WaH: I don’t think I used the right word. I think what I was trying to say was that we don’t see women in this fully formed way, we see a piece of women. And, especially older women onscreen. So, that was really lovely to see, in terms of giving a counterpoint to her intensity. So, talk about why that was important piece of the puzzle.
MvT: Yeah, that was meant. I wanted to portray the whole woman and the whole human being and not only one part. And so, I think that she, and, we have so many parts of our character and if you only see one then it’s very minimizing.
BS: You know she was an incredible friend. She was also very compassionate to so many causes and she gave so much money to different causes. And, I remember when Margarethe started out as a director and she got interviewed she had to be so much fiercer as a woman and so much stronger because journalists would ask her really stupid questions often that were sometimes a bit demeaning. And I think if you look at Hannah Arendt in that time, I think women had to be so much more strident and clearer that they came off as much harder. And people were sometimes afraid of her because they thought you were that kind of woman, but she’s not at all, she’s the opposite, but she came across in interviews and on TV as this almost hard woman because she really had to fight for something.
WaH: What do you think her legacy is?
MvT: She was a philosopher and a political philosopher, or political thinker. And, she was always open always contradicting herself And so, I think that is the best way to look at the world.

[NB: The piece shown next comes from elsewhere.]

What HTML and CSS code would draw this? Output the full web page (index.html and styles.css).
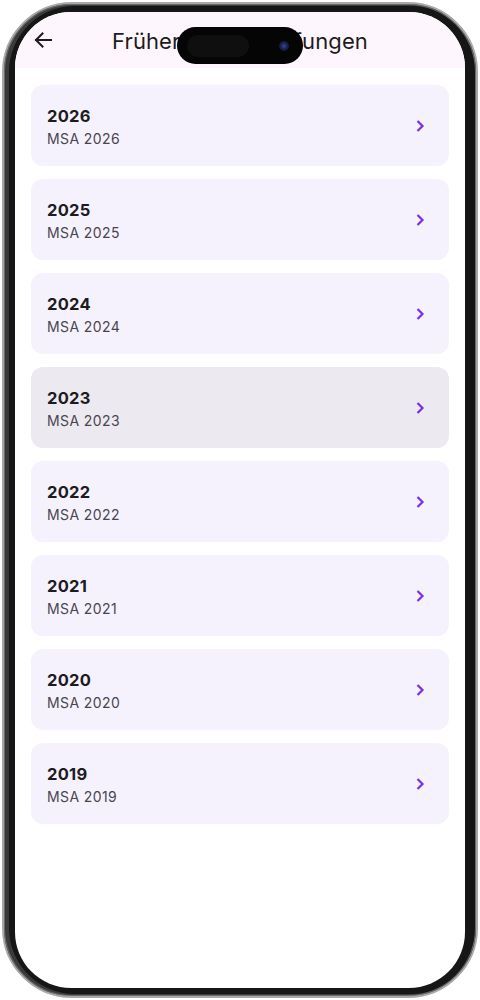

WaH: To have an open mind.
MvT: And to look at the world with sympathy. And not to go back over to yourself and be like Heidegger after the war. He went into himself and he didn’t want to see the outside, no.
WaH: He internalized?
MvT: And for her that was the wrong way to behave. She wants to look at the world. Amor mundi, to love the world. Looking at the world and loving the world.
BS: Free as a leaf, she said.
WaH: Do you think people are going to be more interested in her now?
WaH: Because of the way the world is now in terms of these kinds of wars and how people are following orders?
MvT: She was, in a way, she was for many things she was prophetic.